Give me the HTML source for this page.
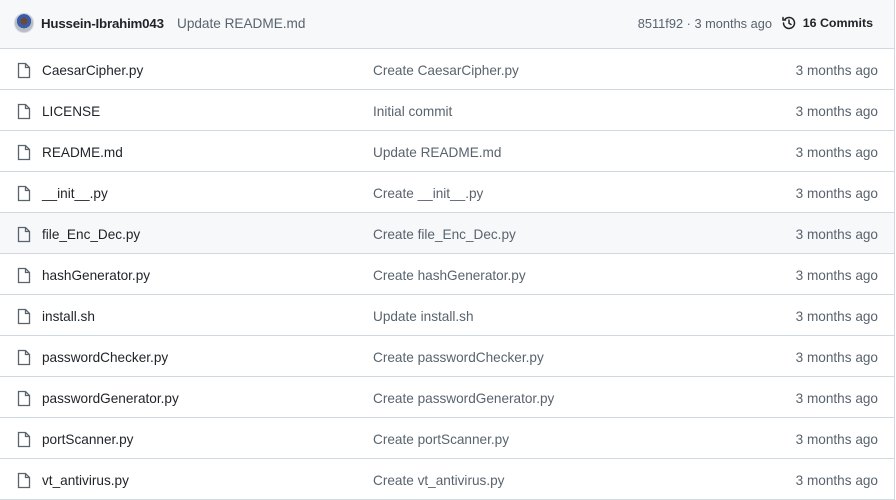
========================
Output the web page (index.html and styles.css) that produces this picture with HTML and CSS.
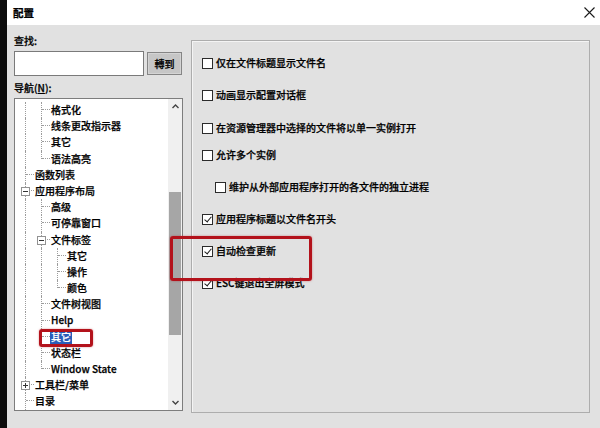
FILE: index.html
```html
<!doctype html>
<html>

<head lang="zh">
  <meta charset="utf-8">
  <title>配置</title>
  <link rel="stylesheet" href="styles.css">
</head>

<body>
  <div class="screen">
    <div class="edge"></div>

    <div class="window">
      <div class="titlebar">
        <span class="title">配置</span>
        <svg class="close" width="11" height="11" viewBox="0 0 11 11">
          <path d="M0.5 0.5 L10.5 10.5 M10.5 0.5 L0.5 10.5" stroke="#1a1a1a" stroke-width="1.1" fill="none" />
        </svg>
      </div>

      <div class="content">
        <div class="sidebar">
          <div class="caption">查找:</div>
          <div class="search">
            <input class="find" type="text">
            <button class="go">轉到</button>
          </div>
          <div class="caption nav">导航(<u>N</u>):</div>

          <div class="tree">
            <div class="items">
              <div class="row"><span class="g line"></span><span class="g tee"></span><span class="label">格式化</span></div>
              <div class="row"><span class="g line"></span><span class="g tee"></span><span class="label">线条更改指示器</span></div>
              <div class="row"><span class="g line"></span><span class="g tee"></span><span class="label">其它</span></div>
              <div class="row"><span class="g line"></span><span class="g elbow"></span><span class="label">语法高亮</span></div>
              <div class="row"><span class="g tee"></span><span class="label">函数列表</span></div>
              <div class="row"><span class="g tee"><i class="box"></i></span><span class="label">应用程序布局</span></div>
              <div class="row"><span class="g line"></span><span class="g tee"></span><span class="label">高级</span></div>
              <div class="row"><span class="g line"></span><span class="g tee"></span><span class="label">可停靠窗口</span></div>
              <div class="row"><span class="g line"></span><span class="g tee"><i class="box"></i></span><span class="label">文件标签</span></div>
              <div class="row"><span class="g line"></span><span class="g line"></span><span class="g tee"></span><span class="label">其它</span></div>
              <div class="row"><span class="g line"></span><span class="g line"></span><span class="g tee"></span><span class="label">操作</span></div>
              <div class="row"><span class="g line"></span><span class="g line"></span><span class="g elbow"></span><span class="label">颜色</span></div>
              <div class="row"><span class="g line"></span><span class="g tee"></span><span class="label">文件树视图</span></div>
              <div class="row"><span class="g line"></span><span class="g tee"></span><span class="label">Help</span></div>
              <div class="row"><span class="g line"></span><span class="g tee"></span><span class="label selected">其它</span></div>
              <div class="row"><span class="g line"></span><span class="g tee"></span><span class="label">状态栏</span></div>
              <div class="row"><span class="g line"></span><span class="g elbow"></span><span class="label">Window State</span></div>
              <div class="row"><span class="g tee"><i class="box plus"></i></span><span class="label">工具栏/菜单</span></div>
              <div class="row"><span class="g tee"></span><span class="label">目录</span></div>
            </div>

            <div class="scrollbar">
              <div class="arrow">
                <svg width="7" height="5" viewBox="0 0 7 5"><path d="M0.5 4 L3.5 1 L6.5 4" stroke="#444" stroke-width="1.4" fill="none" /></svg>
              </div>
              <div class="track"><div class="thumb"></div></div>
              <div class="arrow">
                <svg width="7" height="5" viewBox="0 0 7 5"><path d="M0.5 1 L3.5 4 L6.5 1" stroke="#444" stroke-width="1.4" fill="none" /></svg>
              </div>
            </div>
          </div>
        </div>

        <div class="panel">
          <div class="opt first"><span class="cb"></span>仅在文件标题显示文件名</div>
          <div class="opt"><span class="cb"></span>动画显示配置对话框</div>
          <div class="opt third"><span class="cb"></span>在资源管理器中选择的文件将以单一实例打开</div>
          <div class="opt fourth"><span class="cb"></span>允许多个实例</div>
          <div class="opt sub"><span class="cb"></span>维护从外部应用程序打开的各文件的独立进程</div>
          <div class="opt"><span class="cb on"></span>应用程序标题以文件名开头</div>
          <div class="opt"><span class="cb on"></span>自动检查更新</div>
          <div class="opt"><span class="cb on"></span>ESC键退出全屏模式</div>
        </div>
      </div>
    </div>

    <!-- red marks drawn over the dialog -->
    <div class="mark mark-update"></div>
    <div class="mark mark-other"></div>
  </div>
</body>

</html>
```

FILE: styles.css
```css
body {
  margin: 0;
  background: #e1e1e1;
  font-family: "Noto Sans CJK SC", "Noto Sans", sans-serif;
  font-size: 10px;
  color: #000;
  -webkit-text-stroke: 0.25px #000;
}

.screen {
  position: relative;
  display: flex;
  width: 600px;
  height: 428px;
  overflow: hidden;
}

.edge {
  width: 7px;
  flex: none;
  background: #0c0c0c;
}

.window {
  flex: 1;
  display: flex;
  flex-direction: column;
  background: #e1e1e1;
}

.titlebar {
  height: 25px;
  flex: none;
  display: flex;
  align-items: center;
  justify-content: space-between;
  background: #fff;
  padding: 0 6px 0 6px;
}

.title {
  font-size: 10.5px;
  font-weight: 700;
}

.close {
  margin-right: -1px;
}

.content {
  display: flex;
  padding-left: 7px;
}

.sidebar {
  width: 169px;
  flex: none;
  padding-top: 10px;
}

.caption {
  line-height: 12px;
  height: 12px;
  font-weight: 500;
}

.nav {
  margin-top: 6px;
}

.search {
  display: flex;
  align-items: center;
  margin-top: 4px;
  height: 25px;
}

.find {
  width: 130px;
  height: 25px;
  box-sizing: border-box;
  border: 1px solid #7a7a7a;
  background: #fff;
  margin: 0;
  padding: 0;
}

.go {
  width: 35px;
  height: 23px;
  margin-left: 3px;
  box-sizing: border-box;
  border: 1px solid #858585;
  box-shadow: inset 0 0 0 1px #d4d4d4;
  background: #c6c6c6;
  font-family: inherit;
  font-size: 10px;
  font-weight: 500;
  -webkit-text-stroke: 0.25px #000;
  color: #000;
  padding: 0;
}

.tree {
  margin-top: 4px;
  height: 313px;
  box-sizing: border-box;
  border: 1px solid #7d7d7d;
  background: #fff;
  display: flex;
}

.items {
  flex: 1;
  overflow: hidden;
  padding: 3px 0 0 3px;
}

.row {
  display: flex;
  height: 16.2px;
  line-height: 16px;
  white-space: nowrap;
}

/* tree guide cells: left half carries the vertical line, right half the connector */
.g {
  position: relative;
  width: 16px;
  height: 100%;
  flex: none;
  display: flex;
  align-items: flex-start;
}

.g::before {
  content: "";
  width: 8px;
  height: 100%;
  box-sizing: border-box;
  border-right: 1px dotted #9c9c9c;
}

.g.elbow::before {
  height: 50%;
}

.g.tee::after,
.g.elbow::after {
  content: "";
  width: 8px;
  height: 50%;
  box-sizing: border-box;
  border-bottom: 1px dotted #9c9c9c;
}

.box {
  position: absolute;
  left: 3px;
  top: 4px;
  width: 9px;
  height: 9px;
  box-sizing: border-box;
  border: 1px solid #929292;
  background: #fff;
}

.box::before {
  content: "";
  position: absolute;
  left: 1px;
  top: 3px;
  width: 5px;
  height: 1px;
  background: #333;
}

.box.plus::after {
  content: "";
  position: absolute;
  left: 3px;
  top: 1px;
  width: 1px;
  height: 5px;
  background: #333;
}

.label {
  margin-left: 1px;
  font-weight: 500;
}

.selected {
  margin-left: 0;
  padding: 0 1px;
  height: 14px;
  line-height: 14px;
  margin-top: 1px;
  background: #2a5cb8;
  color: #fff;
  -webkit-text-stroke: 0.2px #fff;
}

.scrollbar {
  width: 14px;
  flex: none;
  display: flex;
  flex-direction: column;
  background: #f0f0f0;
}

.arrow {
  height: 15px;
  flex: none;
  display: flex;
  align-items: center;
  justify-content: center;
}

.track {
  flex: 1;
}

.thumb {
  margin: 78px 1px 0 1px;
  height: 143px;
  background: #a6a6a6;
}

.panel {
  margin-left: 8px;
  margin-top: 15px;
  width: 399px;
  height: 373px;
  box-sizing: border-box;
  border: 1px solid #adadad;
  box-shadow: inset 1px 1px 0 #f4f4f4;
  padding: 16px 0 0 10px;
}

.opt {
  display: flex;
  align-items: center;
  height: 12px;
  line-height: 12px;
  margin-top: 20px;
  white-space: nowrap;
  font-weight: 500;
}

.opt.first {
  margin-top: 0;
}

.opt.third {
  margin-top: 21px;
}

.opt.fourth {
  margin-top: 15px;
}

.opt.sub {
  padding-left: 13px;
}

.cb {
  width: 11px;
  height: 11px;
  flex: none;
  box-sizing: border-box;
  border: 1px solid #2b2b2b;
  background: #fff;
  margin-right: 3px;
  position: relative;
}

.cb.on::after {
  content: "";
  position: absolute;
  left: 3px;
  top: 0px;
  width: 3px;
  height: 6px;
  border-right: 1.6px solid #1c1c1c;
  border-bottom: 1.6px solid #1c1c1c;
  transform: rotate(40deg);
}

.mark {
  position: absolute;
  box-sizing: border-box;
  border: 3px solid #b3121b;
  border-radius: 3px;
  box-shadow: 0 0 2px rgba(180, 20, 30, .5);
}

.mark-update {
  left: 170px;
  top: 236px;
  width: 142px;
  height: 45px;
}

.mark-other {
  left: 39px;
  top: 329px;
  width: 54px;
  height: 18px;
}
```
========================
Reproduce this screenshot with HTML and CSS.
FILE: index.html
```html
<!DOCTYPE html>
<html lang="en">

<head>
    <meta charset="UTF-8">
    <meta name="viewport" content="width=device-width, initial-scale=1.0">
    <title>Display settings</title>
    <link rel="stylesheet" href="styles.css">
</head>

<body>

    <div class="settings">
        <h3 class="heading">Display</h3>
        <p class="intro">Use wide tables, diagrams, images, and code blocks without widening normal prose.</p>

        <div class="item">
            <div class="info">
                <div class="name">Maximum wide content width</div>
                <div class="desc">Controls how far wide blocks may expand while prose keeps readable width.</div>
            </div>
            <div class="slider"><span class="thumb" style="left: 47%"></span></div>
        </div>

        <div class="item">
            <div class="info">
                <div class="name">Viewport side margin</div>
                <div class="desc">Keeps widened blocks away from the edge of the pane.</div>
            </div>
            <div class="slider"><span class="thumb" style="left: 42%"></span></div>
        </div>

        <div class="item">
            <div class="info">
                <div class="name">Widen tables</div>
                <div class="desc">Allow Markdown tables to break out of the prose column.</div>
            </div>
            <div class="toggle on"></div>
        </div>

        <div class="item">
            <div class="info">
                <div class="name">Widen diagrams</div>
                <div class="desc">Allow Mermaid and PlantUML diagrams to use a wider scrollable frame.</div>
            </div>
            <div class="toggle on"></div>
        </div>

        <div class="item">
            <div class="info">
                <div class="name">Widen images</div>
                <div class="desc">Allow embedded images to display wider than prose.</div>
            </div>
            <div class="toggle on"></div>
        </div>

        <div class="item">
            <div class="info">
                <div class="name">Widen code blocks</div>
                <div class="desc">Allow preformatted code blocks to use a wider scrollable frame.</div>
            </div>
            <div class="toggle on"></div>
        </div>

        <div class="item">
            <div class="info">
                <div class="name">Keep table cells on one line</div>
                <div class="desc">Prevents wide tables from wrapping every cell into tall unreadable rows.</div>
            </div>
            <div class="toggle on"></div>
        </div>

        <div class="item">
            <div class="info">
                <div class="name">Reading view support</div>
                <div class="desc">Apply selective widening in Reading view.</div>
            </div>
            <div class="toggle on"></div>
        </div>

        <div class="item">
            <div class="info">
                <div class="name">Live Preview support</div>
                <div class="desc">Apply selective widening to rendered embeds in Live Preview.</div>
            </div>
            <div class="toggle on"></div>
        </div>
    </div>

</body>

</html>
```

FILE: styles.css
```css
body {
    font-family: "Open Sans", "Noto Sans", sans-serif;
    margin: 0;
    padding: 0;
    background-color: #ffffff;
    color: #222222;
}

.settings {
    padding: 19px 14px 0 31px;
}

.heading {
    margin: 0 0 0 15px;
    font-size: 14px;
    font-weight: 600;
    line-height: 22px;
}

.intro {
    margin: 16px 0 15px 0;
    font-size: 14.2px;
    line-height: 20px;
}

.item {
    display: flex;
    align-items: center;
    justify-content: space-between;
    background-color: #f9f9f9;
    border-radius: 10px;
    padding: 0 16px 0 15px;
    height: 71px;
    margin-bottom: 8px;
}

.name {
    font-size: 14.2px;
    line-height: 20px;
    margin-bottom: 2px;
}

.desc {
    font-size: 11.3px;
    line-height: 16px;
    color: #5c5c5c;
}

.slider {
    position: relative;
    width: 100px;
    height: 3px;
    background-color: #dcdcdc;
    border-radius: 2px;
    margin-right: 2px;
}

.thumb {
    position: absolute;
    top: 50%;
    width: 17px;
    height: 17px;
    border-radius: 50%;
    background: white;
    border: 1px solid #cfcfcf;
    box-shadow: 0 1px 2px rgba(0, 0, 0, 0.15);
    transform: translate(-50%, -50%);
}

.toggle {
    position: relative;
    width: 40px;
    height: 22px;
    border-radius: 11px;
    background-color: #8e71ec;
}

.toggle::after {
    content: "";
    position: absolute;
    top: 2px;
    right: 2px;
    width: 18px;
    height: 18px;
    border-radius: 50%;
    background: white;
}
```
========================
### Problem requirements:
Work through the data and report how many of its lines hold the word "page", giving only the figure.

### Task output:
2